Thanks to the actions of Donald Trump’s political opponents in the United States, impeachment is very much in the news at the moment. It is therefore an opportune moment to consider the English parliamentary origins of the process.

The first recorded example of parliamentary impeachment dates back to the ‘Good Parliament’ of 1376. This, the penultimate Parliament of Edward III’s reign, was an assembly of great consequence which also saw the first record of the election of a Speaker by the Commons. Highly critical of the government, the Lower House submitted the longest list of petitions ever sent to a King in a medieval Parliament, conducted its own investigations into maladministration and demanded the appointment of a new council. Through their spokesman, Sir Peter de la Mare, generally recognised as the first Speaker, the Commons voiced their grievances and demands and initiated the procedural novelty of impeachment; that is, they drew up a formal set of allegations against those whom they suspected of incompetence and corruption at the centre of power, forming charges for the Lords to try in their role as a high court. A group of courtiers and merchant-financiers, those impeached in 1376 included Edward III’s chamberlain, William, Lord Latimer, and the wealthy London merchant and financier, Richard Lyons.

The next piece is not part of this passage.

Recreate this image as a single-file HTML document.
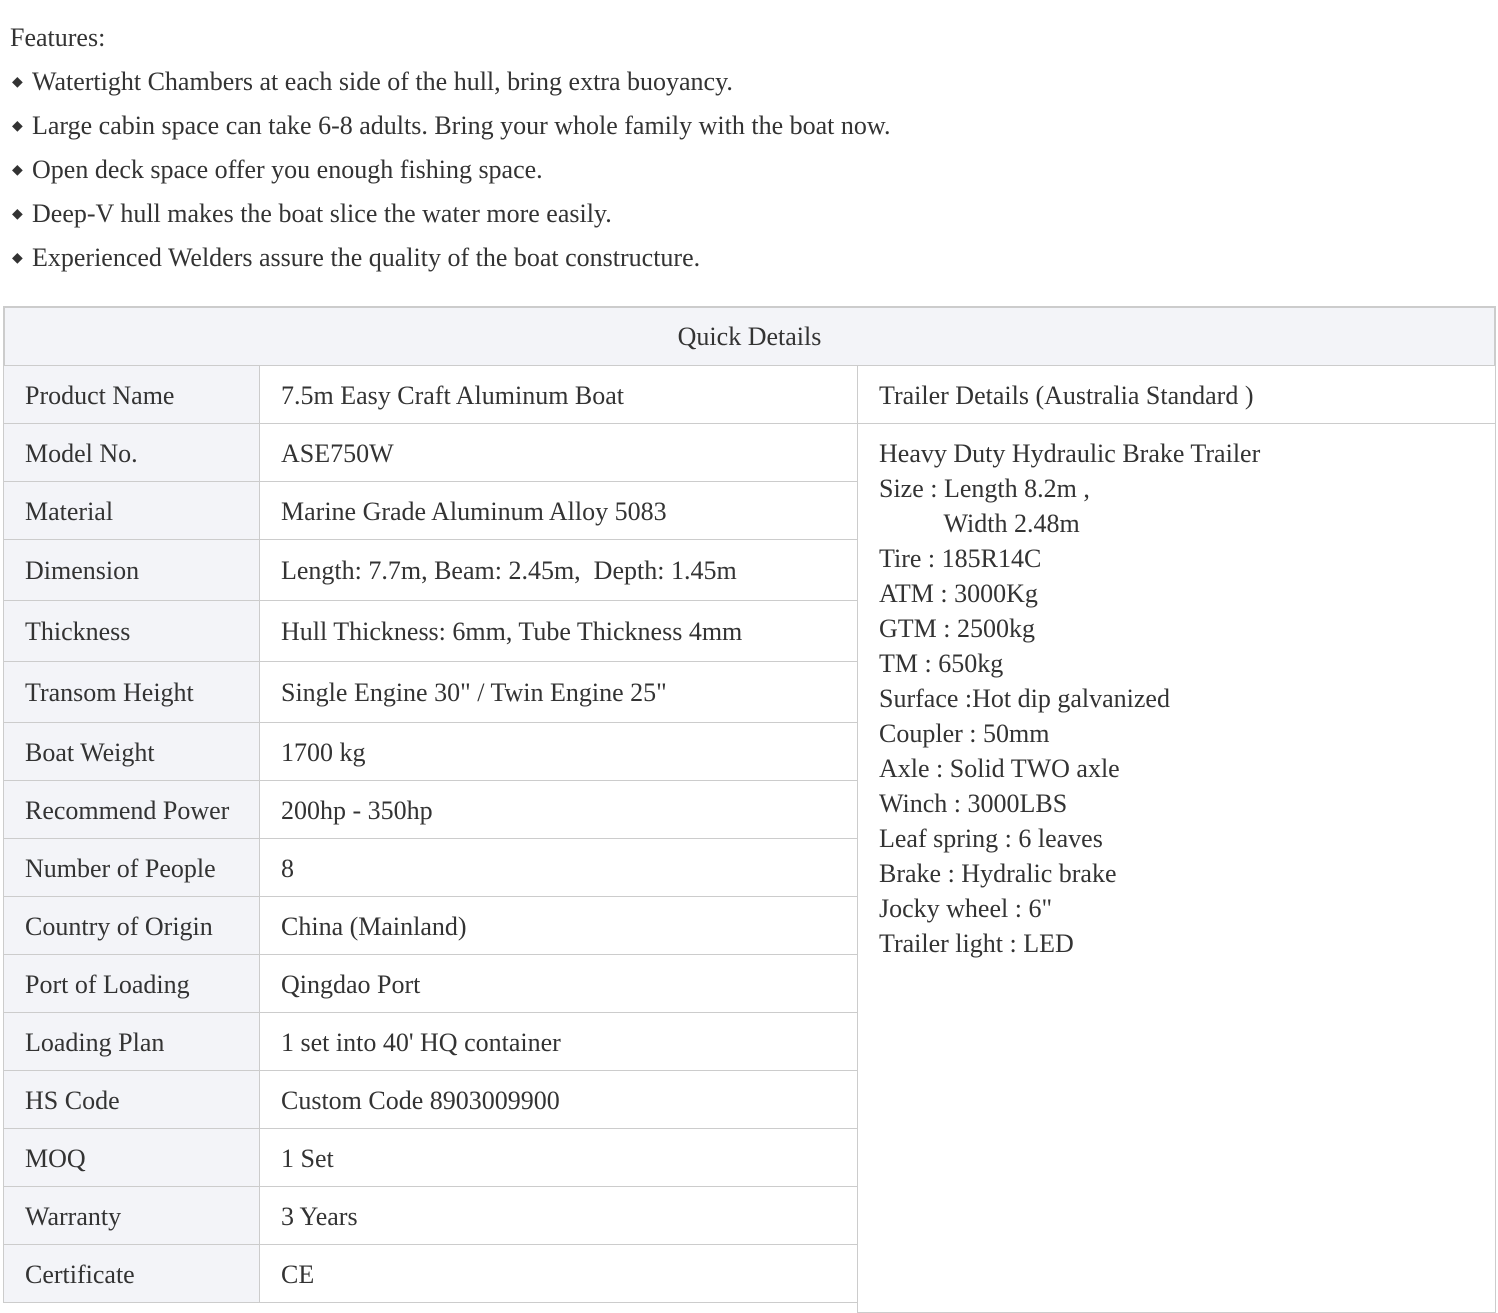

Edward III, as shown in his bronze effigy in Westminster Abbey

The impeachment process was an also important feature of parliamentary history under Edward’s successor, Richard II. Its use epitomised the serious political divisions of Richard’s reign, with a series of savage crises ending in his deposition.

During the so-called ‘Wonderful Parliament’ of 1386, Richard’s unpopular chancellor, Michael de la Pole, earl of Suffolk, was impeached and the King threatened with deposition, unless he agreed to attend Parliament and accede to its demands. Forced to suffer the imposition of a continual council to govern the kingdom for a year, Richard overturned this arrangement by securing legal rulings in defence of his prerogative in 1387. Yet events soon put him back in the mercy of his opponents, led by the ‘Lords Appellant’, and the following Parliament, the ‘Merciless Parliament’ of 1388, attacked his most prominent courtiers through appeals of high treason and impeachment.

The impeachment and execution of his former tutor, Sir Simon Burley, was a particularly grievous blow for the King who pleaded in vain for the knight’s life. Richard struck back against his opponents a decade later, and the Parliament of 1397-8 annulled the acts of the Merciless Parliament and brought down the original Lords Appellant, the duke of Gloucester and the earls of Arundel and Warwick. But he subsequently went too far in reasserting his prerogative. By banishing two of his greatest lords, the dukes of Hereford and Norfolk, he set in train his own downfall, for Hereford would return from exile and seize the throne as Henry IV in 1399. Impeachment also loomed large in the reign of Henry IV’s inept grandson, Henry VI: the Parliament of 1449-50 impeached William de la Pole, duke of Suffolk, himself the grandson of the impeached chancellor of Richard II.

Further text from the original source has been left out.